┌────────

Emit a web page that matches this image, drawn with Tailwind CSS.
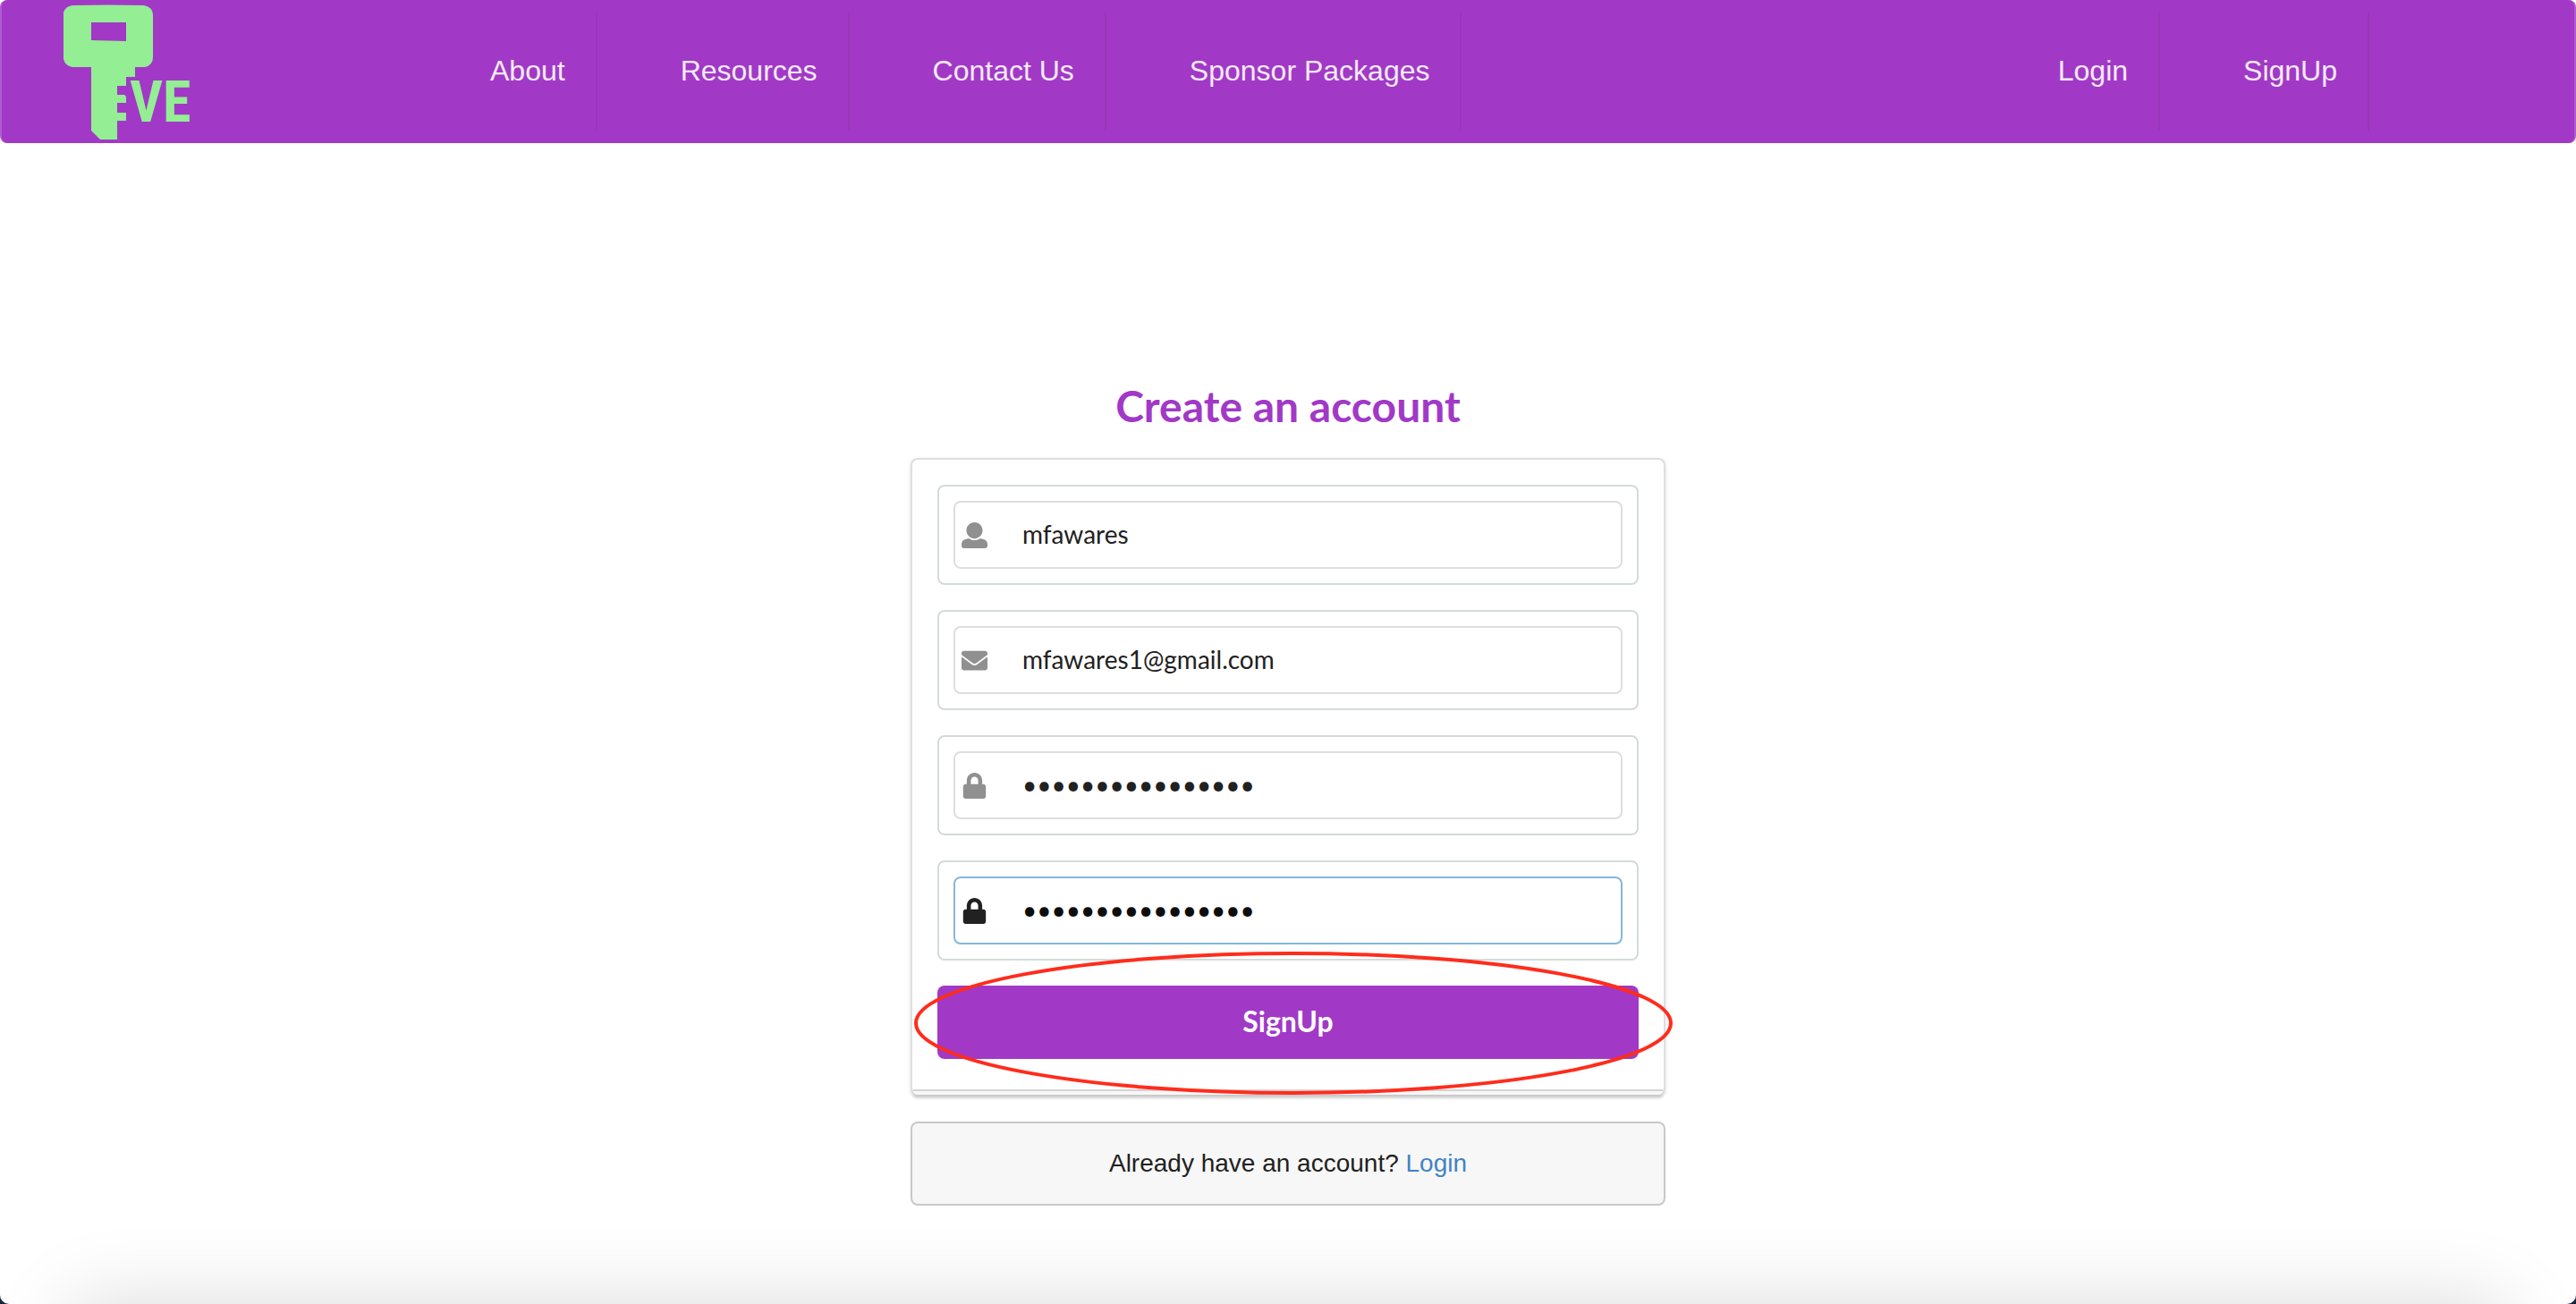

└────────
┌────────

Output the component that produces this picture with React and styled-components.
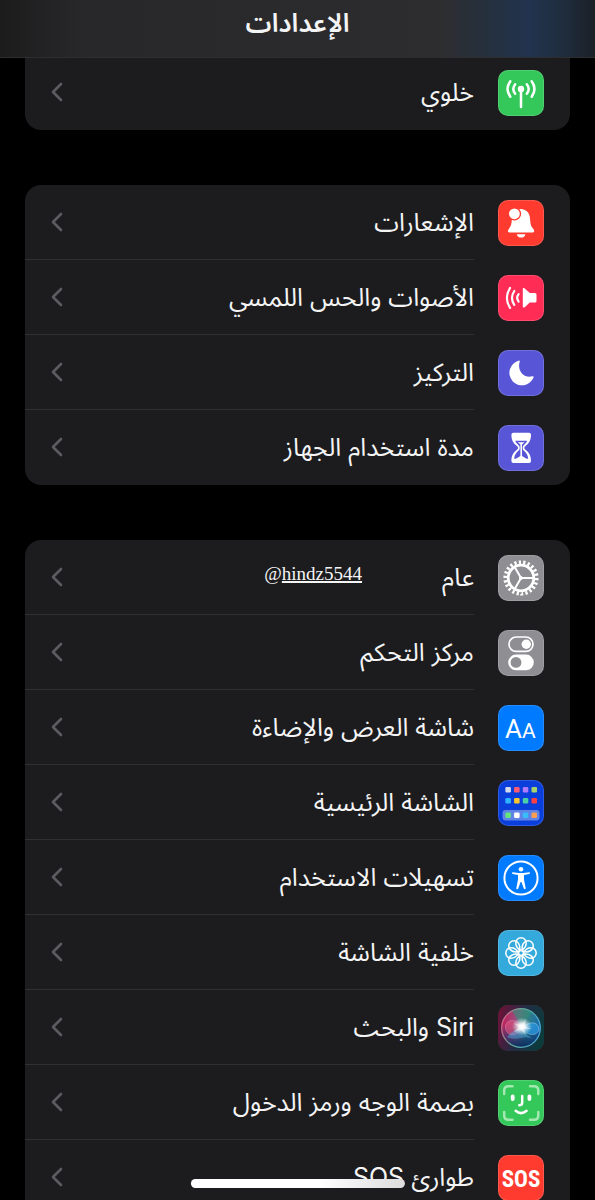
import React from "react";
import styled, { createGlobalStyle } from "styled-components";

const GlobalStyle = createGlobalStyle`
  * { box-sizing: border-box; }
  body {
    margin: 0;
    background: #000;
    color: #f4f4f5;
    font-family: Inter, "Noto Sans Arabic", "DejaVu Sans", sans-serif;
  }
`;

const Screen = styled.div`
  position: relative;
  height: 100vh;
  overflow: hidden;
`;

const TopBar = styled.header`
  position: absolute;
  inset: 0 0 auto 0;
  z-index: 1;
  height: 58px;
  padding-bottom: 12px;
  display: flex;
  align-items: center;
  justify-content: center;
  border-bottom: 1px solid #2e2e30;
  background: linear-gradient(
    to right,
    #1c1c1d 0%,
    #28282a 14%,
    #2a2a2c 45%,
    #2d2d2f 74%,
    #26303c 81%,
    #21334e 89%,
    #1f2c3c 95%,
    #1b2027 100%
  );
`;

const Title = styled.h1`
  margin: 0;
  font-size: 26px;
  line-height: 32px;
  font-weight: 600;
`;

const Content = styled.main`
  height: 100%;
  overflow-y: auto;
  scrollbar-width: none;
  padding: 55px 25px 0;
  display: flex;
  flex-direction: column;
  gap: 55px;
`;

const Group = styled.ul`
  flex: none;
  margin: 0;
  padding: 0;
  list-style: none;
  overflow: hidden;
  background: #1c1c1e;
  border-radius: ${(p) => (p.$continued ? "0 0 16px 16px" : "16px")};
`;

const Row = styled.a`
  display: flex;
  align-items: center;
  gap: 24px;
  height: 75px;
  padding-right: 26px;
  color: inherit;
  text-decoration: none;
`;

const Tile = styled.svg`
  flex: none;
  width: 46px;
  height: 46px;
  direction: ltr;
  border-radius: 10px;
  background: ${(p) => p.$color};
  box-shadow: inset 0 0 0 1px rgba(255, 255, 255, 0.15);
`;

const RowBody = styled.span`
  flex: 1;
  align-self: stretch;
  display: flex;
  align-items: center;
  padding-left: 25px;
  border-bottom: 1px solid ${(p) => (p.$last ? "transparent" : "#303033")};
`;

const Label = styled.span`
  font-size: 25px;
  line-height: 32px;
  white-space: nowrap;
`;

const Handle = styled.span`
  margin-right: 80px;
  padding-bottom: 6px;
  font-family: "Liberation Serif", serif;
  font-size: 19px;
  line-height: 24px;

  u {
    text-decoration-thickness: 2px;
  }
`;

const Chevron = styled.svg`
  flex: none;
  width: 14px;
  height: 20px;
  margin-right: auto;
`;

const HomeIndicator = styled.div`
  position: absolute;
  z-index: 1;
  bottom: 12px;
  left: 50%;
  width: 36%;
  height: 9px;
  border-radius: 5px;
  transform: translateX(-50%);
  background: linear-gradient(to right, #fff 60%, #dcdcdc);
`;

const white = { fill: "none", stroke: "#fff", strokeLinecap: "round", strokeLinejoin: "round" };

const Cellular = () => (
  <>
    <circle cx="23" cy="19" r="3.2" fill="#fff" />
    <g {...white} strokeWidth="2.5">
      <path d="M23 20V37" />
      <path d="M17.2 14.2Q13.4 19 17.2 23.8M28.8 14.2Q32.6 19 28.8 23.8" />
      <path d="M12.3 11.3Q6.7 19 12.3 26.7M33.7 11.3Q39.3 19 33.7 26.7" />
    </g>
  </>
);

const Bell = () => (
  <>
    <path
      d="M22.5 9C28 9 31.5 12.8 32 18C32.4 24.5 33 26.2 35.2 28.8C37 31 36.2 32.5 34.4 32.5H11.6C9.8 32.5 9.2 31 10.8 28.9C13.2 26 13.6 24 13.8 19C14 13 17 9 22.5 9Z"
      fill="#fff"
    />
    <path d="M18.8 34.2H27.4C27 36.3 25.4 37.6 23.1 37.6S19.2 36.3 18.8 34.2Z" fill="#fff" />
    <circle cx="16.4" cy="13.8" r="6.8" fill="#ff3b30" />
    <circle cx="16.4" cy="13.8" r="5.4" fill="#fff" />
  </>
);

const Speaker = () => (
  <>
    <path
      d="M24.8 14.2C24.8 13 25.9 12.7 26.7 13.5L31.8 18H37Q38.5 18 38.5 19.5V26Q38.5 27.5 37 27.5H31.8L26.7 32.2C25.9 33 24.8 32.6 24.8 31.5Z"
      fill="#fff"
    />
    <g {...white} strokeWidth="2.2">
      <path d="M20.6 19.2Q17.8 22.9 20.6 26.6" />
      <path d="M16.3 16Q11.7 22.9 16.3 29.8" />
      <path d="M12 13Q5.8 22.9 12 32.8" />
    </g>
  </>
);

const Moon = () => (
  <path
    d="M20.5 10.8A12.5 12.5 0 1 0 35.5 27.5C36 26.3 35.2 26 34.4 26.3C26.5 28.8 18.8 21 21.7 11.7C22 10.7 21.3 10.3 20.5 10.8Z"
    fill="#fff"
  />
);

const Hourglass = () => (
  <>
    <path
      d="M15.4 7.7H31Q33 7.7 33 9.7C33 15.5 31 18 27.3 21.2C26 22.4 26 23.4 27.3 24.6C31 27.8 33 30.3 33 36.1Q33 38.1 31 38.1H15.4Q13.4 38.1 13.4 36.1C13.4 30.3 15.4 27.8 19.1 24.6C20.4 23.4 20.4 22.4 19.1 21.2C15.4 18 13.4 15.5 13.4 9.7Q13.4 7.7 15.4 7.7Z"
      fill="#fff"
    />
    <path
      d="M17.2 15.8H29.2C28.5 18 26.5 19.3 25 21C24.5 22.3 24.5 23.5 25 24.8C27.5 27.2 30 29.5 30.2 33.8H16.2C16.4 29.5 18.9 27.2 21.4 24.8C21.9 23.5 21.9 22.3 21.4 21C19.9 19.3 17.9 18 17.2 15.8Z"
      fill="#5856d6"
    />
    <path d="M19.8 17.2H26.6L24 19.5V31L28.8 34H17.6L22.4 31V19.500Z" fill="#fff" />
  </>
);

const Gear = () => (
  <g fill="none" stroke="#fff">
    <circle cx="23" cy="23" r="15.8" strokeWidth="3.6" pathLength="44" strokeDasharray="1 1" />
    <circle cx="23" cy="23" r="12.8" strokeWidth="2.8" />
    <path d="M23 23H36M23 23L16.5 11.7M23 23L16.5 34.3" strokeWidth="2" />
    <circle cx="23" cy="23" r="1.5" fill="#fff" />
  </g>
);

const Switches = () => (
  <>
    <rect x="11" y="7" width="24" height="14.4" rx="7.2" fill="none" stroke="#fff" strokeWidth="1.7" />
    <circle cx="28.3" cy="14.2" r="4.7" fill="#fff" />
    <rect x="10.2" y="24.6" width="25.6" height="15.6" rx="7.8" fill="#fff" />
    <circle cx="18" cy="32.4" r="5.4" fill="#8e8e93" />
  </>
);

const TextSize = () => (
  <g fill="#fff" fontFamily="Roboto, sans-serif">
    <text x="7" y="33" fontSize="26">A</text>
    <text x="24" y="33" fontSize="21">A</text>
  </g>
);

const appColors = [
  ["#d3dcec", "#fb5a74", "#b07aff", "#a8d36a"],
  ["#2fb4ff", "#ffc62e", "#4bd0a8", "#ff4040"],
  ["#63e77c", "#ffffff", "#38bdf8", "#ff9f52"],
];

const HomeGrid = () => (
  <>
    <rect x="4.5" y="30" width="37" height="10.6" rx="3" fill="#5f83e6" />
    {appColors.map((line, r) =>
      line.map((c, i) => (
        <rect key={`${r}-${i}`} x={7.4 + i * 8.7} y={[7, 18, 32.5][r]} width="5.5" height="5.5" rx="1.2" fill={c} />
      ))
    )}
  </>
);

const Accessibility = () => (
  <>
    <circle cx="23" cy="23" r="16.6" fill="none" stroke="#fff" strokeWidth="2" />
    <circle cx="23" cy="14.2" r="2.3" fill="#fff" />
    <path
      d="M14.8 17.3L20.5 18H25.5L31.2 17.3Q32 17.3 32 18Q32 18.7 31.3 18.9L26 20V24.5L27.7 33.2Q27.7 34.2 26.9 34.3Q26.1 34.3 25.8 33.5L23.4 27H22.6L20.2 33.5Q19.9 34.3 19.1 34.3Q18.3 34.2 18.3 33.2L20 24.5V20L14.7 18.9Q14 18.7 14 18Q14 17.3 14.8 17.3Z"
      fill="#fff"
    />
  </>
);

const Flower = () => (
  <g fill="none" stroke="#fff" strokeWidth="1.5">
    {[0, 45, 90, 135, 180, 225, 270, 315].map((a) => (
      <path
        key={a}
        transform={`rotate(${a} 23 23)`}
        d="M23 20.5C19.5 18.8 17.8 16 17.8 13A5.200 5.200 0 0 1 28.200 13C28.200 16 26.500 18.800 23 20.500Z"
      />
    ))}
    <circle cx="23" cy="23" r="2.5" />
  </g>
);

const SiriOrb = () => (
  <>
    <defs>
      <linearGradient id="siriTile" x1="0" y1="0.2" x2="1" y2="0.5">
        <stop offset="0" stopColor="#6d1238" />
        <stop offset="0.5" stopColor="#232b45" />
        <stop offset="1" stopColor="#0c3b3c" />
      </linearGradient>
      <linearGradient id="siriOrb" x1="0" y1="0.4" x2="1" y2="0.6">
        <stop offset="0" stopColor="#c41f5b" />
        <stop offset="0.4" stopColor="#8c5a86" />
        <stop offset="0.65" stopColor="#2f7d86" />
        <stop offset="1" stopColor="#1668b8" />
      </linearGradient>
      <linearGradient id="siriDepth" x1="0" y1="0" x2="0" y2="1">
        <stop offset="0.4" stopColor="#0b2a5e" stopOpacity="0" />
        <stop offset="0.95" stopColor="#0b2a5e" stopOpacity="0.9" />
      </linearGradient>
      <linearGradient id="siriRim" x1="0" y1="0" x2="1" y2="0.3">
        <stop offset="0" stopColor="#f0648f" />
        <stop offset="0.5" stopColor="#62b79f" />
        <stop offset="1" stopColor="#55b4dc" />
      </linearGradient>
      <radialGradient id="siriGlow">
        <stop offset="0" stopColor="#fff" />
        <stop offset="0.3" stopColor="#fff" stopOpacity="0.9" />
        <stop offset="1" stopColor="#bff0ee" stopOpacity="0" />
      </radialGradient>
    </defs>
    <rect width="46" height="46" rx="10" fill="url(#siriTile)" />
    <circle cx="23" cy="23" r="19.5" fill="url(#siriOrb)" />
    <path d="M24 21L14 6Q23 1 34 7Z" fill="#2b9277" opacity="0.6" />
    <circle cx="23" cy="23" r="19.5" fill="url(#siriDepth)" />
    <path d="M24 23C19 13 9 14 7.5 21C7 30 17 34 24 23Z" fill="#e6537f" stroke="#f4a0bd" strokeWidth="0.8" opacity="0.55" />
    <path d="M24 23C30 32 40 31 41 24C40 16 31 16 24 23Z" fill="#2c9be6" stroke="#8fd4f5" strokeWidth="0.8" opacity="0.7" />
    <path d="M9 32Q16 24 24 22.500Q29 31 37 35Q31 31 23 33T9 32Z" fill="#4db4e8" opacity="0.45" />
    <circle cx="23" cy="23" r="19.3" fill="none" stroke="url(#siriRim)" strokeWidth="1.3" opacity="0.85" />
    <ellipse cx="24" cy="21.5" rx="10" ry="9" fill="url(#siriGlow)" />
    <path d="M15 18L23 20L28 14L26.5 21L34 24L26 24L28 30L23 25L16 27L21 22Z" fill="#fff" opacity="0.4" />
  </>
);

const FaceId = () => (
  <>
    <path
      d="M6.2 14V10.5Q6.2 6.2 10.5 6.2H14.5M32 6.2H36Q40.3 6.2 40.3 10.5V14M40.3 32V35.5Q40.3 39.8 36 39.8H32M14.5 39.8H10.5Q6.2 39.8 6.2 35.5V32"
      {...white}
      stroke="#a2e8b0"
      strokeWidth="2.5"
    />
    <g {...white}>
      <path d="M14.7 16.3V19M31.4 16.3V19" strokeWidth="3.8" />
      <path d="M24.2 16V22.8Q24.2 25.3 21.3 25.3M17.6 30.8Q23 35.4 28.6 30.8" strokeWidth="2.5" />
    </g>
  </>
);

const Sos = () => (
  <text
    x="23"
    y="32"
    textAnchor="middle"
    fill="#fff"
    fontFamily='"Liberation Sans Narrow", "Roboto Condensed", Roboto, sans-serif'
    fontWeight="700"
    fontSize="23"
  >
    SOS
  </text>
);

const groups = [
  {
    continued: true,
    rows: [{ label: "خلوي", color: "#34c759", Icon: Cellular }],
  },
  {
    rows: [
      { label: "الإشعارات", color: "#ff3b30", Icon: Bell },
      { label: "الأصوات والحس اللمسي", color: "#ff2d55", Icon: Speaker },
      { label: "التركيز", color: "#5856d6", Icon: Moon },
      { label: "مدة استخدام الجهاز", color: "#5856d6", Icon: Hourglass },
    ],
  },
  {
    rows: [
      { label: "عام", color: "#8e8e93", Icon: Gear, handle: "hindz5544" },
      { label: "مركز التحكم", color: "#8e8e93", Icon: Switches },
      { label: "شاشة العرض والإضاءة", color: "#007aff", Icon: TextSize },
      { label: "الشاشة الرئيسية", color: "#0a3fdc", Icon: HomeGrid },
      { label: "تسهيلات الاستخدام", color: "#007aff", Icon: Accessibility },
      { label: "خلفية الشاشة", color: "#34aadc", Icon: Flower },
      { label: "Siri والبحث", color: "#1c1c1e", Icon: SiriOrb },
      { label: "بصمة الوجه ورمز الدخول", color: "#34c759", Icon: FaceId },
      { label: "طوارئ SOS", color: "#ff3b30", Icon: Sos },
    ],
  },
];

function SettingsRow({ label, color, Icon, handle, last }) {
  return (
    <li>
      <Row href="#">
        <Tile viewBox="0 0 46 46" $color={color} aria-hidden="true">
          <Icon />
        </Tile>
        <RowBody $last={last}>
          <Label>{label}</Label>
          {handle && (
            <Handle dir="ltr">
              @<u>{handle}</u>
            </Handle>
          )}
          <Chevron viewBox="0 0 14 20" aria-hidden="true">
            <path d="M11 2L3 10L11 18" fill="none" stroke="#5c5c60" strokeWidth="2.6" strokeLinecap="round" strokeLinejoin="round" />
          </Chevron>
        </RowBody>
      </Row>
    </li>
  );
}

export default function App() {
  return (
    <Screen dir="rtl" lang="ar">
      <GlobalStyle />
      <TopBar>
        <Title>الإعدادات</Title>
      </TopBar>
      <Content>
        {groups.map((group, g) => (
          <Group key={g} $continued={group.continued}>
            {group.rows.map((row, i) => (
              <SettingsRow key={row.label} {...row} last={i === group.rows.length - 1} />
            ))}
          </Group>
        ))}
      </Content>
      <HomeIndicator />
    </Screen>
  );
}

└────────

◆ Instructions for the task
From the listing above, copy every line that holds the string "components".

◆ Task answer
Output the component that produces this picture with React and styled-components.
import styled, { createGlobalStyle } from "styled-components";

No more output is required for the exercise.